▸ **SET TASK**
Copy the data that follows exactly. Include no pictures.

▸ **MATERIAL**
>> begin

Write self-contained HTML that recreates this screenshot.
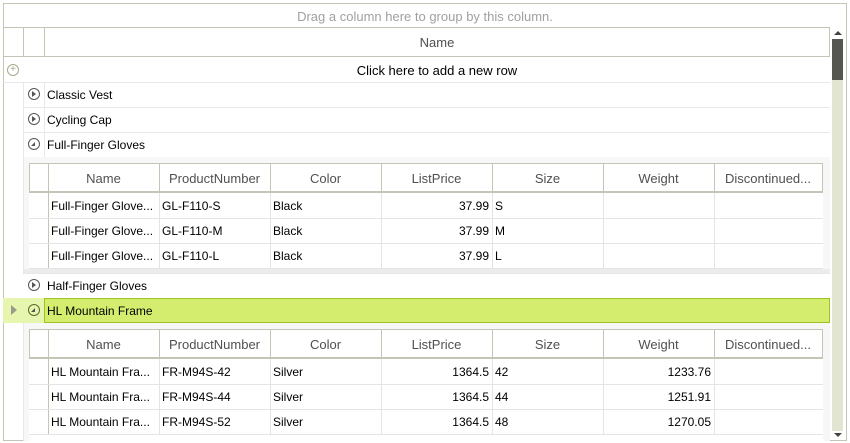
<!DOCTYPE html>
<html><head><meta charset="utf-8"><style>
*{box-sizing:border-box;margin:0;padding:0}
body{width:850px;height:443px;background:#fff;position:relative;overflow:hidden;font-family:"Segoe UI","Liberation Sans",sans-serif;font-size:12px;color:#000}
div{position:absolute}
.t{white-space:nowrap;line-height:25px}
.h{color:#505050;font-size:13px;text-align:center}
.ic{width:12px;height:12px;border:1.3px solid #555;border-radius:50%}
</style></head><body>
<div style="left:3px;top:3px;width:844px;height:438px;border:1px solid #c5c5b5"></div>
<div class="t" style="left:3px;top:5px;width:844px;text-align:center;color:#a0a0a0;font-size:13px;line-height:24px">Drag a column here to group by this column.</div>
<div style="left:3px;top:27px;width:827px;height:30px;border:1px solid #c5c5b5;border-left:none"></div>
<div style="left:23px;top:27px;width:1px;height:30px;background:#c5c5b5"></div>
<div style="left:44px;top:27px;width:1px;height:30px;background:#c5c5b5"></div>
<div class="t h" style="left:44px;top:30px;width:786px">Name</div>
<div style="left:7px;top:64px;width:12px;height:12px;border:1px solid #a8a890;border-radius:50%;color:#a8a890;font-size:10px;line-height:10px;text-align:center">+</div>
<div class="t" style="left:44px;top:58px;width:786px;text-align:center;font-size:13px">Click here to add a new row</div>
<div style="left:3px;top:82px;width:827px;height:1px;background:#e8e8e8"></div>
<div style="left:23px;top:82px;width:1px;height:191px;background:#e8e8e8"></div>
<div style="left:44px;top:82px;width:1px;height:75px;background:#e8e8e8"></div>
<div class="ic" style="left:28px;top:88px"></div><div style="left:32px;top:91px;border-left:4px solid #555;border-top:3px solid transparent;border-bottom:3px solid transparent"></div>
<div class="t" style="left:47px;top:83px">Classic Vest</div>
<div style="left:23px;top:107px;width:807px;height:1px;background:#e8e8e8"></div>
<div class="ic" style="left:28px;top:113px"></div><div style="left:32px;top:116px;border-left:4px solid #555;border-top:3px solid transparent;border-bottom:3px solid transparent"></div>
<div class="t" style="left:47px;top:108px">Cycling Cap</div>
<div style="left:23px;top:132px;width:807px;height:1px;background:#e8e8e8"></div>
<div class="ic" style="left:28px;top:138px"></div><div style="left:31px;top:142px;border-right:4px solid #555;border-top:4px solid transparent"></div>
<div class="t" style="left:47px;top:133px">Full-Finger Gloves</div>
<div style="left:24px;top:157px;width:806px;height:116px;background:#f7f7f7"></div>
<div style="left:24px;top:269px;width:806px;height:4px;background:#ececec"></div>
<div style="left:29px;top:163px;width:794px;height:106px;background:#fff"></div>
<div id="d1"></div>
<div style="left:23px;top:273px;width:807px;height:1px;background:#e8e8e8"></div>
<div class="ic" style="left:28px;top:279px"></div><div style="left:32px;top:282px;border-left:4px solid #555;border-top:3px solid transparent;border-bottom:3px solid transparent"></div>
<div class="t" style="left:47px;top:274px">Half-Finger Gloves</div>
<div style="left:3px;top:298px;width:41px;height:25px;background:#e6f6ae"></div>
<div style="left:44px;top:298px;width:786px;height:25px;background:#d4ed6f;border:1px solid #9cc31e"></div>
<div style="left:11px;top:305px;border-left:6px solid #9a9a8a;border-top:5px solid transparent;border-bottom:5px solid transparent"></div>
<div class="ic" style="left:28px;top:304px;border-color:#5a6a2a"></div><div style="left:31px;top:308px;border-right:4px solid #555;border-top:4px solid transparent"></div>
<div class="t" style="left:47px;top:299px">HL Mountain Frame</div>
<div style="left:23px;top:323px;width:1px;height:118px;background:#e8e8e8"></div>
<div style="left:24px;top:323px;width:806px;height:118px;background:#f7f7f7"></div>
<div style="left:29px;top:329px;width:794px;height:112px;background:#fff"></div>
<div id="d2"></div>
<div style="left:832px;top:28px;width:12px;height:412px;background:#fff"></div>
<div style="left:832px;top:39px;width:11px;height:392px;background:#e3e5d3"></div>
<div style="left:832px;top:39px;width:11px;height:41px;background:#56574f"></div>
<div style="left:834px;top:31px;border-bottom:4px solid #444;border-left:4px solid transparent;border-right:4px solid transparent"></div>
<div style="left:834px;top:433px;border-top:4px solid #444;border-left:4px solid transparent;border-right:4px solid transparent"></div>
<script>
function tbl(id,top,rows){
 var x=[29,48,159,270,381,492,603,714,822];
 var names=["Name","ProductNumber","Color","ListPrice","Size","Weight","Discontinued..."];
 var h='';
 h+='<div style="left:29px;top:'+top+'px;width:794px;height:30px;border:1px solid #c5c5b5;border-bottom:2px solid #c5c5b5"></div>';
 for(var i=1;i<8;i++){h+='<div style="left:'+x[i]+'px;top:'+top+'px;width:1px;height:'+(30+rows.length*25)+'px;background:'+(i==1?'#c5c5b5':'#e4e4e4')+'"></div>';
  h+='<div style="left:'+x[i]+'px;top:'+top+'px;width:1px;height:30px;background:#c5c5b5"></div>';}
 for(var i=0;i<7;i++)h+='<div class="t h" style="left:'+x[i+1]+'px;top:'+(top+3)+'px;width:'+(x[i+2]-x[i+1])+'px">'+names[i]+'</div>';
 rows.forEach(function(r,k){var y=top+30+k*25;
  h+='<div style="left:29px;top:'+(y+25)+'px;width:794px;height:1px;background:#e4e4e4"></div>';
  r.forEach(function(c,j){if(!c)return;var ra=(j==3||j==5);
   h+='<div class="t" style="left:'+(x[j+1]+3)+'px;top:'+(y+1)+'px;width:'+(x[j+2]-x[j+1]-6)+'px;overflow:hidden;text-align:'+(ra?'right':'left')+'">'+c+'</div>';});
 });
 document.getElementById(id).outerHTML=h;
}
tbl('d1',163,[["Full-Finger Glove...","GL-F110-S","Black","37.99","S","",""],["Full-Finger Glove...","GL-F110-M","Black","37.99","M","",""],["Full-Finger Glove...","GL-F110-L","Black","37.99","L","",""]]);
tbl('d2',329,[["HL Mountain Fra...","FR-M94S-42","Silver","1364.5","42","1233.76",""],["HL Mountain Fra...","FR-M94S-44","Silver","1364.5","44","1251.91",""],["HL Mountain Fra...","FR-M94S-52","Silver","1364.5","48","1270.05",""]]);
</script>
</body></html>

>> end

▸ **THE REPLY**
Write self-contained HTML that recreates this screenshot.
<!DOCTYPE html>
<html><head><meta charset="utf-8"><style>
*{box-sizing:border-box;margin:0;padding:0}
body{width:850px;height:443px;background:#fff;position:relative;overflow:hidden;font-family:"Segoe UI","Liberation Sans",sans-serif;font-size:12px;color:#000}
div{position:absolute}
.t{white-space:nowrap;line-height:25px}
.h{color:#505050;font-size:13px;text-align:center}
.ic{width:12px;height:12px;border:1.3px solid #555;border-radius:50%}
</style></head><body>
<div style="left:3px;top:3px;width:844px;height:438px;border:1px solid #c5c5b5"></div>
<div class="t" style="left:3px;top:5px;width:844px;text-align:center;color:#a0a0a0;font-size:13px;line-height:24px">Drag a column here to group by this column.</div>
<div style="left:3px;top:27px;width:827px;height:30px;border:1px solid #c5c5b5;border-left:none"></div>
<div style="left:23px;top:27px;width:1px;height:30px;background:#c5c5b5"></div>
<div style="left:44px;top:27px;width:1px;height:30px;background:#c5c5b5"></div>
<div class="t h" style="left:44px;top:30px;width:786px">Name</div>
<div style="left:7px;top:64px;width:12px;height:12px;border:1px solid #a8a890;border-radius:50%;color:#a8a890;font-size:10px;line-height:10px;text-align:center">+</div>
<div class="t" style="left:44px;top:58px;width:786px;text-align:center;font-size:13px">Click here to add a new row</div>
<div style="left:3px;top:82px;width:827px;height:1px;background:#e8e8e8"></div>
<div style="left:23px;top:82px;width:1px;height:191px;background:#e8e8e8"></div>
<div style="left:44px;top:82px;width:1px;height:75px;background:#e8e8e8"></div>
<div class="ic" style="left:28px;top:88px"></div><div style="left:32px;top:91px;border-left:4px solid #555;border-top:3px solid transparent;border-bottom:3px solid transparent"></div>
<div class="t" style="left:47px;top:83px">Classic Vest</div>
<div style="left:23px;top:107px;width:807px;height:1px;background:#e8e8e8"></div>
<div class="ic" style="left:28px;top:113px"></div><div style="left:32px;top:116px;border-left:4px solid #555;border-top:3px solid transparent;border-bottom:3px solid transparent"></div>
<div class="t" style="left:47px;top:108px">Cycling Cap</div>
<div style="left:23px;top:132px;width:807px;height:1px;background:#e8e8e8"></div>
<div class="ic" style="left:28px;top:138px"></div><div style="left:31px;top:142px;border-right:4px solid #555;border-top:4px solid transparent"></div>
<div class="t" style="left:47px;top:133px">Full-Finger Gloves</div>
<div style="left:24px;top:157px;width:806px;height:116px;background:#f7f7f7"></div>
<div style="left:24px;top:269px;width:806px;height:4px;background:#ececec"></div>
<div style="left:29px;top:163px;width:794px;height:106px;background:#fff"></div>
<div id="d1"></div>
<div style="left:23px;top:273px;width:807px;height:1px;background:#e8e8e8"></div>
<div class="ic" style="left:28px;top:279px"></div><div style="left:32px;top:282px;border-left:4px solid #555;border-top:3px solid transparent;border-bottom:3px solid transparent"></div>
<div class="t" style="left:47px;top:274px">Half-Finger Gloves</div>
<div style="left:3px;top:298px;width:41px;height:25px;background:#e6f6ae"></div>
<div style="left:44px;top:298px;width:786px;height:25px;background:#d4ed6f;border:1px solid #9cc31e"></div>
<div style="left:11px;top:305px;border-left:6px solid #9a9a8a;border-top:5px solid transparent;border-bottom:5px solid transparent"></div>
<div class="ic" style="left:28px;top:304px;border-color:#5a6a2a"></div><div style="left:31px;top:308px;border-right:4px solid #555;border-top:4px solid transparent"></div>
<div class="t" style="left:47px;top:299px">HL Mountain Frame</div>
<div style="left:23px;top:323px;width:1px;height:118px;background:#e8e8e8"></div>
<div style="left:24px;top:323px;width:806px;height:118px;background:#f7f7f7"></div>
<div style="left:29px;top:329px;width:794px;height:112px;background:#fff"></div>
<div id="d2"></div>
<div style="left:832px;top:28px;width:12px;height:412px;background:#fff"></div>
<div style="left:832px;top:39px;width:11px;height:392px;background:#e3e5d3"></div>
<div style="left:832px;top:39px;width:11px;height:41px;background:#56574f"></div>
<div style="left:834px;top:31px;border-bottom:4px solid #444;border-left:4px solid transparent;border-right:4px solid transparent"></div>
<div style="left:834px;top:433px;border-top:4px solid #444;border-left:4px solid transparent;border-right:4px solid transparent"></div>
<script>
function tbl(id,top,rows){
 var x=[29,48,159,270,381,492,603,714,822];
 var names=["Name","ProductNumber","Color","ListPrice","Size","Weight","Discontinued..."];
 var h='';
 h+='<div style="left:29px;top:'+top+'px;width:794px;height:30px;border:1px solid #c5c5b5;border-bottom:2px solid #c5c5b5"></div>';
 for(var i=1;i<8;i++){h+='<div style="left:'+x[i]+'px;top:'+top+'px;width:1px;height:'+(30+rows.length*25)+'px;background:'+(i==1?'#c5c5b5':'#e4e4e4')+'"></div>';
  h+='<div style="left:'+x[i]+'px;top:'+top+'px;width:1px;height:30px;background:#c5c5b5"></div>';}
 for(var i=0;i<7;i++)h+='<div class="t h" style="left:'+x[i+1]+'px;top:'+(top+3)+'px;width:'+(x[i+2]-x[i+1])+'px">'+names[i]+'</div>';
 rows.forEach(function(r,k){var y=top+30+k*25;
  h+='<div style="left:29px;top:'+(y+25)+'px;width:794px;height:1px;background:#e4e4e4"></div>';
  r.forEach(function(c,j){if(!c)return;var ra=(j==3||j==5);
   h+='<div class="t" style="left:'+(x[j+1]+3)+'px;top:'+(y+1)+'px;width:'+(x[j+2]-x[j+1]-6)+'px;overflow:hidden;text-align:'+(ra?'right':'left')+'">'+c+'</div>';});
 });
 document.getElementById(id).outerHTML=h;
}
tbl('d1',163,[["Full-Finger Glove...","GL-F110-S","Black","37.99","S","",""],["Full-Finger Glove...","GL-F110-M","Black","37.99","M","",""],["Full-Finger Glove...","GL-F110-L","Black","37.99","L","",""]]);
tbl('d2',329,[["HL Mountain Fra...","FR-M94S-42","Silver","1364.5","42","1233.76",""],["HL Mountain Fra...","FR-M94S-44","Silver","1364.5","44","1251.91",""],["HL Mountain Fra...","FR-M94S-52","Silver","1364.5","48","1270.05",""]]);
</script>
</body></html>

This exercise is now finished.